When you’re in power, the rules don’t really apply to you. I mean, sure, officially you still have to follow the law. But what happens when a politician is in a position to change the rules?
Texas Attorney General Ken Paxton has found an interesting way to fight charges of securities fraud. His lawyers are attempting to limit how much prosecutors can be paid. As Attorney General, Paxton is in a unique position to defang the prosecutors attempting to hold him accountable for illegal activity.
States typically have the power to pay prosecutors more for tough high profile cases. But the Attorney General has used this as an opportunity to try to limit the pay for prosecutors. He says it is to make sure the government doesn’t take advantage of their power to gouge taxpayers.
A helpful side effect is that the prosecutors might drop off his case if they are limited to what they can earn.
This move has threatened the ability of the state to attract qualified prosecutors for tough cases, like prosecuting the attorney general. Classic conflicts of interest inherent in government.
As much as police need to be held accountable, they also need to protect themselves. One cop saw his partner being attacked by a man with a knife. The guy even got a couple stabs in. Clearly, the police officer was completely justified in shooting the man.
He shot him nine times, and the man was down. But he was still moving. At this point, procedure says an officer should stop with the deadly force. But the officer instead shot the man nine more times, later justifying it by saying he was still moving.
Then the cop, according to court documents, took a running start and stomped on the man’s head, three times.
So again, completely justified to use deadly force on a knife-wielding man attacking your partner.
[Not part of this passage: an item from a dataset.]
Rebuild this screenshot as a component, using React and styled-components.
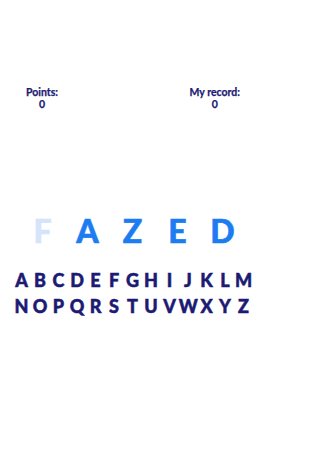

Not justified to shoot him an additional nine times after he was down, and then stomp on his head, for some reason.
It really just seems like this cop was waiting for an opportunity to go Rambo on someone. And that is a scary person to have out there on the streets enforcing the law.
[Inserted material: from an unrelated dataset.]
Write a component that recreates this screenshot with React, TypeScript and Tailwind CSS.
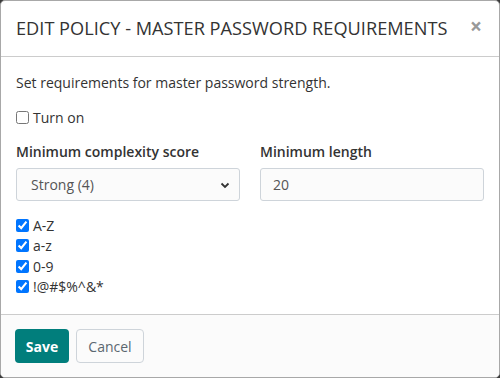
import React from "react";

function Check({ label, checked }: { label: string; checked?: boolean }) {
  return (
    <label className="flex items-center h-[20.33px] text-[14px] text-[#333333]">
      <input type="checkbox" defaultChecked={checked} className="w-[13px] h-[13px] m-0 mr-[4px]" />
      <span>{label}</span>
    </label>
  );
}

export default function App() {
  return (
    <div className="w-[500px] h-[378px] bg-[#3a3a3a]" style={{ fontFamily: '"Open Sans", sans-serif' }}>
      <div className="w-full h-full flex flex-col bg-white border border-[#a8a8a8] rounded-[5px] overflow-hidden">
        <div className="h-[56px] shrink-0 flex items-center justify-between pl-[15px] pr-[15px] border-b border-[#cccccc]">
          <h5 className="text-[18.2px] font-normal text-[#333333] leading-none">EDIT POLICY - MASTER PASSWORD REQUIREMENTS</h5>
          <span className="text-[21px] font-bold text-[#999999] leading-none -mt-[4px] mr-[2px]">×</span>
        </div>
        <div className="flex-1 px-[15px] pt-[15px] text-[14px] leading-[21px] text-[#333333]">
          <p className="mb-[14px]">Set requirements for master password strength.</p>
          <div className="mb-[14px]">
            <Check label="Turn on" />
          </div>
          <div className="grid grid-cols-2 gap-[20px] mb-[14px]">
            <div>
              <div className="font-semibold mb-[6px]">Minimum complexity score</div>
              <div className="relative h-[33px] border border-[#ced4da] rounded-[3px] bg-[#fbfbfb] flex items-center pl-[14px] text-[#555555]">
                <span>Strong (4)</span>
                <svg className="absolute right-[9px] top-[13px]" width="10" height="7" viewBox="0 0 10 7">
                  <path d="M1.5 1.5 L5 5 L8.5 1.5" fill="none" stroke="#333" strokeWidth="1.8" />
                </svg>
              </div>
            </div>
            <div>
              <div className="font-semibold mb-[6px]">Minimum length</div>
              <div className="h-[33px] border border-[#ced4da] rounded-[3px] bg-[#fbfbfb] flex items-center pl-[12px] text-[#555555]">
                <span>20</span>
              </div>
            </div>
          </div>
          <div className="mt-[0.5px]">
            <Check label="A-Z" checked />
            <Check label="a-z" checked />
            <Check label="0-9" checked />
            <Check label="!@#$%^&*" checked />
          </div>
        </div>
        <div className="shrink-0 h-[63px] border-t border-[#cccccc] bg-[#fbfbfb] flex items-center gap-[7px] px-[14px]">
          <button className="h-[34px] w-[54px] rounded-[4px] bg-[#017e7c] text-white font-bold text-[14px]">Save</button>
          <button className="h-[34px] w-[68px] rounded-[4px] border border-[#ced4da] bg-[#fbfbfb] text-[#5b6770] text-[14px]">Cancel</button>
        </div>
      </div>
    </div>
  );
}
At least the appeals court will allow the dead man’s family to sue for excessive force. Too often police are given sovereign immunity and cannot be held civilly accountable for their actions on the job.
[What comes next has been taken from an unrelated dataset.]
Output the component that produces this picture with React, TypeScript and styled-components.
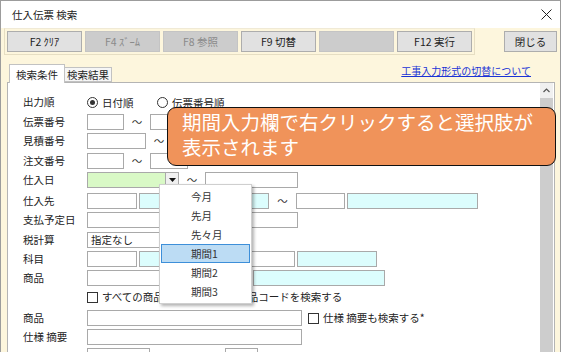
import * as React from 'react';
import styled, { createGlobalStyle } from 'styled-components';

const GlobalStyle = createGlobalStyle`
    html, body {
        margin: 0;
        padding: 0;
        background: #ffffff;
    }
    body {
        font-family: "Noto Sans CJK JP", "Noto Sans", sans-serif;
    }
`;

const toolButtons = [
    { label: 'F2 ｸﾘｱ', enabled: true },
    { label: 'F4 ｽﾞｰﾑ', enabled: false },
    { label: 'F8 参照', enabled: false },
    { label: 'F9 切替', enabled: true },
    { label: '', enabled: false },
    { label: 'F12 実行', enabled: true }
];

const menuItems = ['今月', '先月', '先々月', '期間1', '期間2', '期間3'];

const App = () => (
    <>
        <GlobalStyle />
        <Window>
            <TitleBar>
                <span>仕入伝票 検索</span>
                <svg width="11" height="11" viewBox="0 0 11 11">
                    <path d="M0.5 0.5 L10.5 10.5 M10.5 0.5 L0.5 10.5" stroke="#222" strokeWidth="1" />
                </svg>
            </TitleBar>

            <ToolbarRow>
                <ToolFrame>
                    {toolButtons.map((b, i) => (
                        <ToolButton key={i} $enabled={b.enabled}>{b.label}</ToolButton>
                    ))}
                </ToolFrame>
                <CloseButton>閉じる</CloseButton>
            </ToolbarRow>

            <TabRow>
                <Tab $active>検索条件</Tab>
                <Tab>検索結果</Tab>
                <HelpLink>工事入力形式の切替について</HelpLink>
            </TabRow>

            <Panel>
                <Form>
                    <Row $h={20}>
                        <Label>出力順</Label>
                        <RadioOption $w={70}><Radio $checked />日付順</RadioOption>
                        <RadioOption><Radio />伝票番号順</RadioOption>
                    </Row>
                    <Row $h={19}>
                        <Label>伝票番号</Label>
                        <Field $w={37} />
                        <Tilde $w={26}>～</Tilde>
                        <Field $w={38} />
                    </Row>
                    <Row $h={20}>
                        <Label>見積番号</Label>
                        <Field $w={59} />
                        <Tilde $w={26}>～</Tilde>
                        <Field $w={59} />
                    </Row>
                    <Row $h={19}>
                        <Label>注文番号</Label>
                        <Field $w={37} />
                        <Tilde $w={26}>～</Tilde>
                        <Field $w={38} />
                    </Row>
                    <Row $h={21}>
                        <Label>仕入日</Label>
                        <Field $w={79} $bg="#d9f9c6" />
                        <DropButton>
                            <svg width="7" height="4" viewBox="0 0 7 4">
                                <path d="M0 0 L7 0 L3.5 4 Z" fill="#111" />
                            </svg>
                        </DropButton>
                        <Tilde $w={26}>～</Tilde>
                        <Field $w={93} />
                    </Row>
                    <Row $h={19}>
                        <Label>仕入先</Label>
                        <Field $w={50} />
                        <Field $w={130} $ml={2} $bg="#dcfdfd" />
                        <Tilde $w={27}>～</Tilde>
                        <Field $w={49} />
                        <Field $w={131} $ml={2} $bg="#dcfdfd" />
                    </Row>
                    <Row $h={20}>
                        <Label>支払予定日</Label>
                        <Field $w={211} />
                    </Row>
                    <Row $h={19}>
                        <Label>税計算</Label>
                        <Field $w={140}>指定なし</Field>
                    </Row>
                    <Row $h={19}>
                        <Label>科目</Label>
                        <Field $w={50} />
                        <Field $w={106} $ml={2} $bg="#dcfdfd" />
                        <Field $w={48} $ml={2} />
                        <Field $w={80} $ml={2} $bg="#dcfdfd" />
                    </Row>
                    <Row $h={19}>
                        <Label>商品</Label>
                        <Field $w={164} />
                        <Field $w={132} $ml={2} $bg="#dcfdfd" />
                    </Row>
                    <Row $h={21}>
                        <Label />
                        <Check />
                        <CheckText>すべての商品マスタの中から商品コードを検索する</CheckText>
                    </Row>
                    <Row $h={19}>
                        <Label>商品</Label>
                        <Field $w={215} />
                        <Check $ml={6} />
                        <CheckText>仕様 摘要も検索する*</CheckText>
                    </Row>
                    <Row $h={19}>
                        <Label>仕様 摘要</Label>
                        <Field $w={215} />
                    </Row>
                    <Row $h={20}>
                        <Label />
                        <Field $w={63} />
                        <Field $w={33} $ml={75} />
                    </Row>
                </Form>
                <ScrollBar>
                    <ScrollArrow>
                        <svg width="7" height="5" viewBox="0 0 7 5">
                            <path d="M0.5 4 L3.5 1 L6.5 4" stroke="#555" strokeWidth="1.2" fill="none" />
                        </svg>
                    </ScrollArrow>
                    <ScrollThumb />
                </ScrollBar>
            </Panel>

            <Callout>
                期間入力欄で右クリックすると選択肢が<br />
                表示されます
            </Callout>

            <ContextMenu>
                {menuItems.map(item => (
                    <MenuItem key={item} $active={item === '期間1'}>{item}</MenuItem>
                ))}
            </ContextMenu>
        </Window>
    </>
);

const Window = styled.div`
    position: relative;
    width: 561px;
    height: 352px;
    overflow: hidden;
    box-sizing: border-box;
    border: 1px solid #9c9c9c;
    border-bottom: none;
    background: #fdf6dd;
    display: flex;
    flex-direction: column;
    font-size: 10.5px;
    color: #1e1e1e;
`;

const TitleBar = styled.div`
    height: 27px;
    flex: none;
    background: #ffffff;
    display: flex;
    align-items: center;
    justify-content: space-between;
    padding: 0 8px 0 11px;
    font-size: 10.5px;
    color: #222;
`;

const ToolbarRow = styled.div`
    height: 28px;
    flex: none;
    display: flex;
    justify-content: space-between;
    align-items: flex-start;
    padding: 0 3px;
`;

const ToolFrame = styled.div`
    display: flex;
    gap: 3px;
    padding: 2px;
    border: 1px solid #e6dec3;
    border-top-color: #f0ead6;
    background: #fdf6dd;
`;

const ToolButton = styled.div<{ $enabled?: boolean }>`
    width: 75px;
    height: 21px;
    box-sizing: border-box;
    display: flex;
    align-items: center;
    justify-content: center;
    font-size: 10.5px;
    background: ${p => (p.$enabled ? '#e1e1e1' : '#cccccc')};
    border: 1px solid ${p => (p.$enabled ? '#adadad' : '#c4c4c4')};
    color: ${p => (p.$enabled ? '#1e1e1e' : '#8a8a8a')};
`;

const CloseButton = styled(ToolButton).attrs({ $enabled: true })`
    width: 53px;
    margin-top: 3px;
`;

const TabRow = styled.div`
    height: 26px;
    flex: none;
    display: flex;
    align-items: flex-end;
    padding-left: 8px;
`;

const Tab = styled.div<{ $active?: boolean }>`
    position: relative;
    z-index: 1;
    box-sizing: border-box;
    width: ${p => (p.$active ? '56px' : '47px')};
    height: ${p => (p.$active ? '19px' : '15px')};
    margin-bottom: ${p => (p.$active ? '-1px' : '0')};
    display: flex;
    align-items: center;
    justify-content: center;
    background: ${p => (p.$active ? '#ffffff' : '#f6f6f6')};
    border: 1px solid #c2c2c2;
    border-bottom: ${p => (p.$active ? 'none' : '1px solid #c2c2c2')};
    border-left: ${p => (p.$active ? '1px solid #c2c2c2' : 'none')};
    font-size: 10.5px;
`;

const HelpLink = styled.a`
    align-self: flex-start;
    margin: 8px 29px 0 auto;
    line-height: 14px;
    font-size: 10px;
    color: #1a33d6;
    text-decoration: underline;
`;

const Panel = styled.div`
    flex: 1;
    margin-left: 6px;
    width: 548px;
    box-sizing: border-box;
    background: #ffffff;
    border: 1px solid #b4b4b4;
    border-bottom: none;
    display: flex;
    min-height: 0;
`;

const Form = styled.div`
    flex: 1;
    padding: 9px 0 0 15px;
`;

const Row = styled.div<{ $h: number }>`
    height: ${p => p.$h}px;
    display: flex;
    align-items: flex-start;
    padding-top: 2px;
    box-sizing: border-box;
`;

const Label = styled.div`
    width: 64px;
    flex: none;
    line-height: 16px;
    color: #222;
`;

const Field = styled.div<{ $w: number; $ml?: number; $bg?: string }>`
    width: ${p => p.$w}px;
    height: 16px;
    flex: none;
    box-sizing: border-box;
    margin-left: ${p => p.$ml || 0}px;
    border: 1px solid #a9a9a9;
    background: ${p => p.$bg || '#ffffff'};
    padding-left: 3px;
    line-height: 14px;
    color: #222;
`;

const Tilde = styled.div<{ $w: number }>`
    width: ${p => p.$w}px;
    flex: none;
    text-align: center;
    line-height: 16px;
    color: #333;
`;

const DropButton = styled.div`
    width: 13px;
    height: 16px;
    box-sizing: border-box;
    border: 1px solid #a9a9a9;
    border-left: none;
    background: #f0f0f0;
    display: flex;
    align-items: center;
    justify-content: center;
`;

const RadioOption = styled.div<{ $w?: number }>`
    display: flex;
    align-items: center;
    gap: 4px;
    height: 16px;
    width: ${p => (p.$w ? `${p.$w}px` : 'auto')};
    color: #222;
`;

const Radio = styled.span<{ $checked?: boolean }>`
    width: 11px;
    height: 11px;
    box-sizing: border-box;
    border-radius: 50%;
    border: 1px solid #333;
    background: #fff;
    display: inline-flex;
    align-items: center;
    justify-content: center;

    &::after {
        content: '';
        width: 5px;
        height: 5px;
        border-radius: 50%;
        background: ${p => (p.$checked ? '#333' : 'transparent')};
    }
`;

const Check = styled.span<{ $ml?: number }>`
    width: 11px;
    height: 11px;
    margin: 3px 0 0 ${p => p.$ml || 0}px;
    box-sizing: border-box;
    border: 1px solid #333;
    background: #fff;
    flex: none;
`;

const CheckText = styled.span`
    margin-left: 4px;
    line-height: 16px;
    color: #222;
    white-space: nowrap;
`;

const ScrollBar = styled.div`
    width: 13px;
    margin-right: 1px;
    display: flex;
    flex-direction: column;
`;

const ScrollArrow = styled.div`
    height: 15px;
    display: flex;
    align-items: center;
    justify-content: center;
    background: #f0f0f0;
`;

const ScrollThumb = styled.div`
    flex: 1;
    background: #cdcdcd;
`;

const Callout = styled.div`
    position: absolute;
    left: 166px;
    top: 106px;
    width: 389px;
    height: 59px;
    box-sizing: border-box;
    padding: 1px 0 0 14px;
    border: 1px solid #111;
    border-radius: 9px;
    background: #f0935a;
    color: #ffffff;
    font-size: 19.5px;
    line-height: 25px;
    white-space: nowrap;
    z-index: 5;
`;

const ContextMenu = styled.div`
    position: absolute;
    left: 158px;
    top: 183px;
    width: 93px;
    box-sizing: border-box;
    padding: 2px 1px;
    background: #ffffff;
    border: 1px solid #cfcfcf;
    box-shadow: 2px 2px 3px rgba(0, 0, 0, 0.3);
    z-index: 4;
`;

const MenuItem = styled.div<{ $active?: boolean }>`
    position: relative;
    height: 19px;
    box-sizing: border-box;
    padding-left: 29px;
    line-height: 17px;
    font-size: 10.5px;
    color: #333;
    background: ${p => (p.$active ? '#bcdcf4' : 'transparent')};
    border: 1px solid ${p => (p.$active ? '#3d8fd9' : 'transparent')};
`;

export default App;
A police officer and former military member was dealt a double blow. A court affirmed that he cannot sue a news station over defamation. At the same time, he was found guilty of fraud to obtain government benefits.
He wanted to sue because the news said he lied about receiving a Purple Heart. The only problem was, the news was telling the truth. But not only had he lied about receiving a Purple Heart, he also used the lied to get a special license plate that allowed him to avoid certain taxes.
And that’s when it became a criminal case. While he was tied up in court trying to sue over defamation, he was charged and convicted of fraud for lying about his military service to receive government benefits.
This is a case of stolen valor, and being convicted by his own big mouth.